Há muito tempo começamos a trilhar um caminho sem volta: o da vida virtual. Seguramente, somos mais de 4 bilhões de pessoas – ou usuários – presentes nas mais variadas redes sociais, cada uma com suas particularidades, graus de interação ou mesmo nível de proteção ou preservação da privacidade dos usuários, a depender da estabilidade política ou mesmo da força das instituições jurídicas de cada um dos países onde os serviços são ofertados e consumidos.
A partir de nossos perfis (e avatares) no mundo digital, produzimos, criamos, interagimos, enfim, vivemos nossa vida digital sem perceber que toda essa produção (fotos, vídeos, textos, áudios, comentários, opiniões) formam uma verdadeiro acervo que, de certo modo, reflete e se torna um grande registro da nossa existência, embora, raras vezes, seja ele sistematizado.
Mas quando a vida real termina, o que acontece com todo esse acervo que produzimos e se encontra armazenado em algum servidor cuja localização não conhecemos, mas que acaba por ser uma parte intrínseca da nossa personalidade e uma espécie de marca indelével de nossa existência?Esse conjunto de dados pertencentes a quem falece vem sendo chamado de herança digital.
Esse patrimônio virtual, além de ser constituído por fotos, vídeos, áudios, games, músicas, filmes, centenas de mensagens particulares, também inclui moedas virtuais, senhas de banco e outras informações ou páginas de perfis que, por exemplo, podem servir a uma campanha publicitária e gerar receita ao seu titular.
É importante diferenciar, portanto, o patrimônio digital, esse com significância econômica, daquele que não o possui. Os dados que não possuem valor econômico e que se prestam à manutenção de relações de afeto e interação, com fim meramente informativo, em princípio, não estão sujeitos às regras de sucessão de bens previstas na legislação civil.
Já o patrimônio digital, justamente pelo valor econômico, submete-se às regras do direito sucessório, podendo inclusive, ser objeto de testamento ou quaisquer disposições aplicáveis aos bens corpóreos.

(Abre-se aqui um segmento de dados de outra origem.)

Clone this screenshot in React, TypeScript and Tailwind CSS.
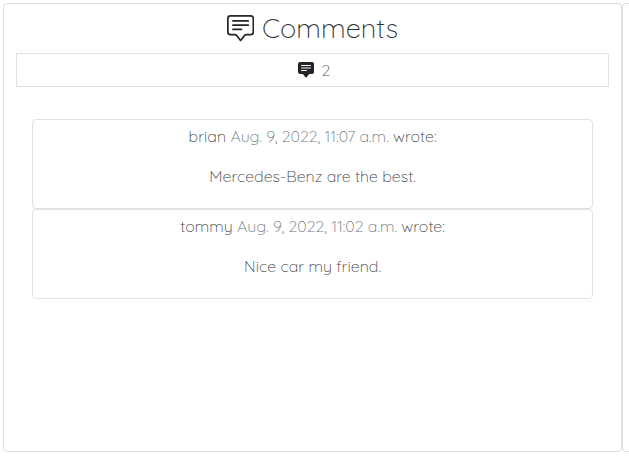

Criações autorais como textos, músicas, filmes e quaisquer expressões artísticas, também estão protegidas pela Lei de Direitos Autorais.
De todo modo, considerando que o desenvolvimento desses acervos digitais ainda é um fenômeno relativamente novo, assim como o é o fato de termos nossa vida digital, torna-se especialmente desafiador compreender quais as regras a serem seguidas quanto à regulamentação desse patrimônio, especialmente quando seu titular morre.
Nesse caso, o tema ainda carece de uma legislação própria, embora algumas tentativas recentes não tenham surtido efeito. Em 2019, dois projetos de lei que tratavam da herança digital tramitavam no Congresso: o PL 4847/2012, que definia o conceito dela; e o PL 4099/2012, que visava garantir aos herdeiros a transmissão de todos os conteúdos de contas e arquivos digitais.
Contudo, nenhum deles foi adiante e os dois projetos de lei foram arquivados.
Portanto, a legislação em vigor no Brasil, atualmente, para regular conflitos e controvérsias decorrentes da herança digital, basicamente, são o Marco Civil da Internet (Lei 12.965/14), que estabeleceu princípios, garantias, direitos e deveres para o uso da internet no Brasil; o Código Civil, na parte que regula o Direito Sucessório; e, por fim, o próprio Código de Defesa do Consumidor (CDC), na medida em que a relação do usuário com o provedor/plataforma digital, em geral se constitui por meio de um contrato (de adesão) de prestação de serviços (aqueles termos de serviços que são aceitos por simples clique).
De qualquer modo, casos relacionados à herança digital tem surgido cada vez mais, levando o Judiciário ao enfretamento dessa nova realidade, assim como em todas as outras vertentes do chamado Direito Digital, que trata das consequências práticas de atos perpetrados pelos meios digitais.
Essas novas formas de patrimônio e herança, assim como as questões e controvérsias decorrentes do reconhecimento da existência delas, exigirá um claro posicionamento dos Tribunais, assim como acabará por induzir – como de fato já vem ocorrendo – a discussão sobre uma legislação própria e pela qual se atribua tratamento adequado a essa nova classe de bens jurídicos, possibilitando que estratégias de proteção e resguardo deles possam ser constituídas e estabelecidas com segurança e transparência.
Mesmo sem legislação específica, entretanto, há várias medidas que podem ser tomadas para evitar problemas legais quando houver necessidade de transmitir bens e direitos digitais aos herdeiros, que vão da elaboração de um testamento pelo qual o titular do patrimônio digital manifesta sua vontade em relação a ela, e desde que tais disposições sejam compatíveis com os termos contratuais celebrados com os serviços de internet, até a criação de um planejamento sucessório, entendido como um conjunto de estratégias pelas quais serão gerenciados os bens digitais.